A CAT scan revealed his heart had been displaced by a huge mass in his chest.
Doctors called for a trip via helicopter to Westchester Medical Center.
Jared was scared, his mom said.
He was 19 and facing cancer.
He begged to be allowed to go home, take a shower, regroup.
Barbara gave in.
By June 1, the Carlews had learned the mass was malignant it was cancer.
“Dr. Shapiro called Sloan Kettering, Sayre and Albany,” Barbara recalled. “He said whoever calls back, that’s where you’re going.”
The family went to Sayre where they learned Jared’s heart and the right lung had been displaced, the left lung collapsed.
Doctors worked to stabilize him, get his body healthy enough to withstand the chemotherapy needed to attack the cancer.
Jared had his first chemo treatment on June 6 in the intensive care unit a week and a half after that first trip to the emergency room.
Last week, he went for his fifth dose at CRMC in Harris.
They’ll have to do at least two more the mass is still too large for doctors to begin radiation treatments.
But that will mean daily trips to Milford, Pa. for four to six weeks.
Jared turned 20 in the midst of his healthcare crisis. Although he was planning to reenroll in Sullivan County Community College this fall, he’s had to put those plans on hold.

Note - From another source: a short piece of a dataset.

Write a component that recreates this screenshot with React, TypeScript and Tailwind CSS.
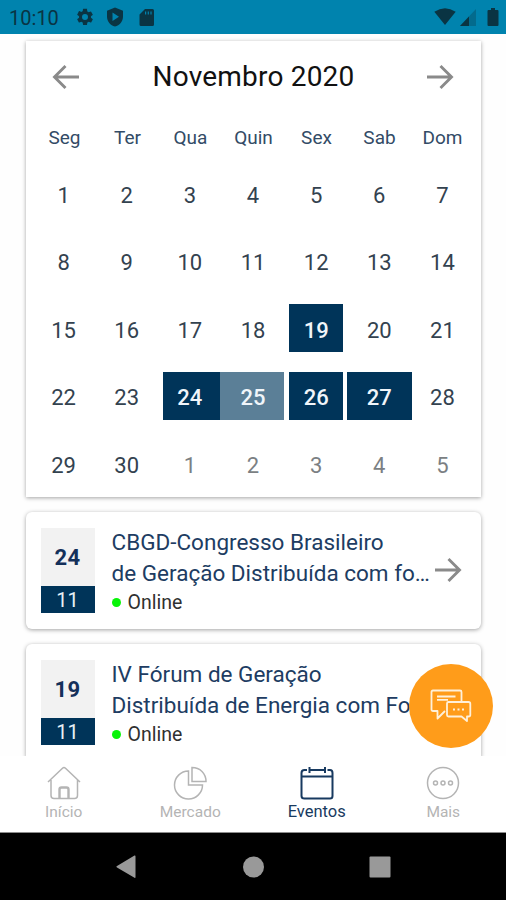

That means he isn’t eligible for insurance through his parents. They’re trying to get a plan through Hudson Health, but nothing has been set in stone.
“The bills are phenomenal,” Barbara said. “I told my husband I’d have to live to 5,000 years old to pay this off.”
Worse still is watching her son shrink away.
“When they go to give him any results or tests, he says, ‘You can tell my mom,’ and walks out,” she said with a sigh. “He says, ‘Mom, I’ll do anything you tell me to do, but I can’t hear about it.’”
This is the boy who played football and baseball at Sullivan West, a boy who laughed.
Now his myspace.com page lists “a doctor that doesn’t say that you are sick when you visit them” under “people he wants to meet.”
He wakes his mom up at 3 a.m. and shyly asks if she’ll drive him to Wal-Mart.
The doctors forbid him from driving, and he’s literally scared sick of coming face-to-face with germs.
The middle of the night is the only time he feels safe going out, the only time he can escape the house and his thoughts.
“If he sees somebody coming down the aisle, he’ll cut down another aisle,” Barbara explained. “He’s terrified of infection.
“This was a kid who was used to going out, doing his thing, being with his friends,” she continued, her voice breaking.
“He’s such a good kid, to see him go through this… ”
Jared’s illness is taking a toll financially and emotionally on the Carlew family.
“I had a healthy kid, never, ever had a problem,” Barbara said. “Then out of the blue… I mean, when you go to the doctor with a cold, does he do an X-ray?
“They never would have found this.”
Jared’s dad Gregory can only take so much time off from his construction business the family is dependent on his income, and summer is the busiest time for a Sullivan County contractor.
Barbara’s boss, Sonny, at The Beer Store in Monticello has given her leave to do her job as bookkeeper from home or after hours, but she’s been forced to take off large chunks of time to travel with Jared to the hospital or stay home to care for him.
Her daughter, Jennifer, lends a hand but she can only do so much.
That’s why Saturday’s tricky tray social at the Delaware Youth Center in Callicoon has come as a godsend to the family.
It’s a fund-raiser, which will help with Jared’s medical bills, but it’s also a lifeline for the family. It’s a reminder that there is regular life and regular people out there beyond doctors and disease.
Although the Carlews now live in Monticello, they have strong roots in western Sullivan County where Jared graduated from Sullivan West in 2005.
They’ll also be benefitting from a poker run held this weekend by the Sullivan County ATV Association, and Jared will brave the outdoors to thank people personally at Saturday’s fund-raiser.
The doors will open at 2 p.m. on Saturday at the youth center, with drawings for the 50/50 and raffles at 4 p.m.
Donations can also be made at any branch of the First National Bank of Jeffersonville.